Estas minidevaluaciones, por otro lado, tampoco alcanzan para detener la fuga de divisas. Incluso la alimentan: dado que los exportadores saben que tendrán mejores precios en un futuro próximo. Demoran sus ventas, mientras los importadores adelantan sus compras sabiendo que pronto deberán pagar mucho más. Si le sumamos el estímulo que un desdoblamiento cambiario de hecho introduce para la subfacturación de exportaciones, la sobrefacturación de importaciones y otros fraudes al fisco, no asombra que las reservas estén próximas a perforar el piso de 30 mil millones de dólares, mientras nadie atina en el Gobierno a frenar la caída.
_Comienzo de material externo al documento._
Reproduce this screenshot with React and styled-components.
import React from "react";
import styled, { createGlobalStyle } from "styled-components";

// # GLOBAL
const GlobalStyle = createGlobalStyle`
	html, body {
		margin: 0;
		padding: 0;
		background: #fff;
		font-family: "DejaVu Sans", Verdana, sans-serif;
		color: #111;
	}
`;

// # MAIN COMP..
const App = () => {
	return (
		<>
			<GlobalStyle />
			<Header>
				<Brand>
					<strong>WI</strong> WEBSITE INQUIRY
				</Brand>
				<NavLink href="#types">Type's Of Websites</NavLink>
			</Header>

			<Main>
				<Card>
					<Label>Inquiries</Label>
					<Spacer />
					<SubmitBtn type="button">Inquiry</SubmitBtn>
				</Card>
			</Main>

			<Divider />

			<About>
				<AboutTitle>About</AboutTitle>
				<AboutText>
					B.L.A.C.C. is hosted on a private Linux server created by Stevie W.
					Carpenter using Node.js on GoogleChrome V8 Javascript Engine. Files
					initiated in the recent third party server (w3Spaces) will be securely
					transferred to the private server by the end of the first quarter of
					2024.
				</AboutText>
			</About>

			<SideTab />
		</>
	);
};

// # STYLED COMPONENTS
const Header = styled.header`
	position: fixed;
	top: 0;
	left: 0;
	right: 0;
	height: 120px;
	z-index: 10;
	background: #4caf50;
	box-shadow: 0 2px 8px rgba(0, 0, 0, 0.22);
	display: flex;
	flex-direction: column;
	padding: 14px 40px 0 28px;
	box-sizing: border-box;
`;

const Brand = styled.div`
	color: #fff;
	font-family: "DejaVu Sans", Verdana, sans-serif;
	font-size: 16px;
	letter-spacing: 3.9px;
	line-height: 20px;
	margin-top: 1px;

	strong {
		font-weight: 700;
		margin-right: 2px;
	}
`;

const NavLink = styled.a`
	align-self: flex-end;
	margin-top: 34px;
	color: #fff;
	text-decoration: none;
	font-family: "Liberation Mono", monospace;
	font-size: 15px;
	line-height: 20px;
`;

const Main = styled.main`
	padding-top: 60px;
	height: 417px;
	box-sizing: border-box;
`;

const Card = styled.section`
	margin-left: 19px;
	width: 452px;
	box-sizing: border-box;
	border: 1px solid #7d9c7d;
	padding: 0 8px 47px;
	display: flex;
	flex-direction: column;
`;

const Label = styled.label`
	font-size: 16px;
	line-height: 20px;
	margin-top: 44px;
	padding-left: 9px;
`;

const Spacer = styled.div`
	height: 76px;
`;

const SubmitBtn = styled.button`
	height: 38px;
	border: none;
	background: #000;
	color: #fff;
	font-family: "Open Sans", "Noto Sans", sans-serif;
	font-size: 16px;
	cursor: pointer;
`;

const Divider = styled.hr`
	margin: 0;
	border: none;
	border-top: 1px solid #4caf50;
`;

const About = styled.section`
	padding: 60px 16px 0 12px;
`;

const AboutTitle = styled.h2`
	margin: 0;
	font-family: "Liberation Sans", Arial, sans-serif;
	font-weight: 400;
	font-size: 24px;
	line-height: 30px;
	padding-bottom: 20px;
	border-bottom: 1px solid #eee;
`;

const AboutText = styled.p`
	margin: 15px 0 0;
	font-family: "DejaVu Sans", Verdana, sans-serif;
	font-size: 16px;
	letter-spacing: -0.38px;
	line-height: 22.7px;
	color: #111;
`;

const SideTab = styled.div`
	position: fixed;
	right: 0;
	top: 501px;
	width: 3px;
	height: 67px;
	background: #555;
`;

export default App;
La pregunta que cabe hacerse al respecto, de nuevo de índole temporal, es cuándo se llegará al nivel crítico, aquel en que el deterioro de la confianza dispare una masiva dolarización de activos. Eso depende no sólo de la debilidad de las reservas vis à vis la masa de pesos en manos de la gente y las empresas, sino también de los costos de la salida. De allí que la contención de las cotizaciones del dólar blue y del dólar fuga (“contado con liqui”), y la reducción de la brecha entre ellas y el dólar oficial, logradas en las últimas semanas, sea a la vez una buena y una mala noticia para el Gobierno: si la inflación sigue en alza y las reservas en baja, no hará falta mucho tiempo para que los tenedores de pesos consideren que les conviene pagar un costo no tan alto como el que hoy existe para salirse del sistema, antes de que ese costo crezca porque la situación escapa totalmente de control.
¿Puede esta dolarización dispararse en los próximos meses? Lo que es seguro es que tendremos un verano tenso y complicado, en el que el show de consumo y el respiro de las vacaciones quedarán deslucidos por protestas sociales de diverso calibre. Que pondrán a prueba el control que conserva el Gobierno sobre el peronismo territorial y sindical.
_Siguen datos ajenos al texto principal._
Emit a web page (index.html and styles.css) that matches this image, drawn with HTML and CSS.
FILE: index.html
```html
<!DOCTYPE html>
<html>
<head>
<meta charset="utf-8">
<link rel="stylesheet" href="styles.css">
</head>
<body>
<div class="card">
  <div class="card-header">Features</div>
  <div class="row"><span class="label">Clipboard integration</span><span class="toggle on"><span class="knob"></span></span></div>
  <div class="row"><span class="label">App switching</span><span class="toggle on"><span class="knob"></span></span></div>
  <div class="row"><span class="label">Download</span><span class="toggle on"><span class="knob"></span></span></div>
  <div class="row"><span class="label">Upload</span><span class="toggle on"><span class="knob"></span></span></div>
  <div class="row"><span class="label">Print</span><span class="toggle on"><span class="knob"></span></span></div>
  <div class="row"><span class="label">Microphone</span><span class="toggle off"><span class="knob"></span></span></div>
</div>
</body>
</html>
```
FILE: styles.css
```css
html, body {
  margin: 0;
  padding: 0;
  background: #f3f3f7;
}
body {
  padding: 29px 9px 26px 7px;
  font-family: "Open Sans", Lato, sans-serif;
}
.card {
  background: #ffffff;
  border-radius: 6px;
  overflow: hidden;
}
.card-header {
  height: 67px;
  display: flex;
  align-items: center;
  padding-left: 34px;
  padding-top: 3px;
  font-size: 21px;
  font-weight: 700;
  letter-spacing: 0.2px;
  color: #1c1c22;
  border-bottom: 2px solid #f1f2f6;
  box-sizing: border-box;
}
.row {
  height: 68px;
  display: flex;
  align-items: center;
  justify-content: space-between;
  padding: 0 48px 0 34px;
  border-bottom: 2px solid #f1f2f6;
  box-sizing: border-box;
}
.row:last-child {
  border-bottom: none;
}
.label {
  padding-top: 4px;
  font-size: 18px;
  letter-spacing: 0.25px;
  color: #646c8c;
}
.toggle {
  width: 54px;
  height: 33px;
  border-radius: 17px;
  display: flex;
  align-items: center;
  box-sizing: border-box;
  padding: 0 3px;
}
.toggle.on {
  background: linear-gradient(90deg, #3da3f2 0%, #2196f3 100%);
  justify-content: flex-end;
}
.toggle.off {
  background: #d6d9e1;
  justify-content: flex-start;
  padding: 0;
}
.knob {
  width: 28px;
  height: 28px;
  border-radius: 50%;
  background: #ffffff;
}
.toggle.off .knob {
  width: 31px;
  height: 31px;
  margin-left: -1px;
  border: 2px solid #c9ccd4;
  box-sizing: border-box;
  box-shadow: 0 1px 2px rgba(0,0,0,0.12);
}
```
Tampoco en este terreno Capitanich parece haber dado en el clavo en sus pasos iniciales, porque subestimó los problemas sociales, agravados tras dos largos años de alta inflación y economía básicamente estancada; y sobreestimó el tiempo del que disponía para administrar los reclamos salariales y la reorientación del gasto. Si hubiera tomado desde un comienzo medidas para reducir los subsidios y transferir parte de lo así ahorrado a una mejora de planes sociales y sueldos en áreas críticas del Estado, tal vez se habrían evitado las protestas policiales y los saqueos. También si hubiera hecho algo por reconciliar a la familia peronista y sido menos mezquino en la apertura del diálogo con la oposición, se habría ahorrado una puja estéril con De la Sota.
Es tarde para lamentarse de lo que no fue. ¿Tendrá tiempo el jefe de Gabinete para retomar la iniciativa y reparar el daño? Puede intentarlo. Pero difícilmente logrará hacer ahora efectiva la autoridad para ordenar la administración que supuestamente recibiera de Cristina al ser designado. Y aun menos chances tiene de recuperar el aura de innovador que le permitió despertar expectativas positivas en la opinión pública semanas atrás.
La versión según la cual fue Zannini quien frenó el envío de gendarmes a Córdoba puede que sea exagerada y hasta injusta: el jefe de Gabinete, en ese caso, podría al menos haberse mostrado mínimamente preocupado por el drama que miles de personas estaban viviendo, y que muchos millones más en todo el territorio, poco después se probó con razón, temen vivir en cualquier momento. La versión, igual que otras que circulan en perjuicio de Echegaray, De Vido y demás miembros del Gabinete, prueba más bien que el salvaje internismo allí reinante desde hace tiempo no se resolvió con el recambio de funcionarios, que él tal vez incluso lo haya potenciado, y que en ese marco siguen primando en las decisiones de gobierno un estilo brutal y flamígero que el grueso de la sociedad ya no tolera. Que Capitanich consuma su tiempo en esos enredos y se dedique tan poco a atender las cuestiones de interés colectivo tampoco augura nada bueno.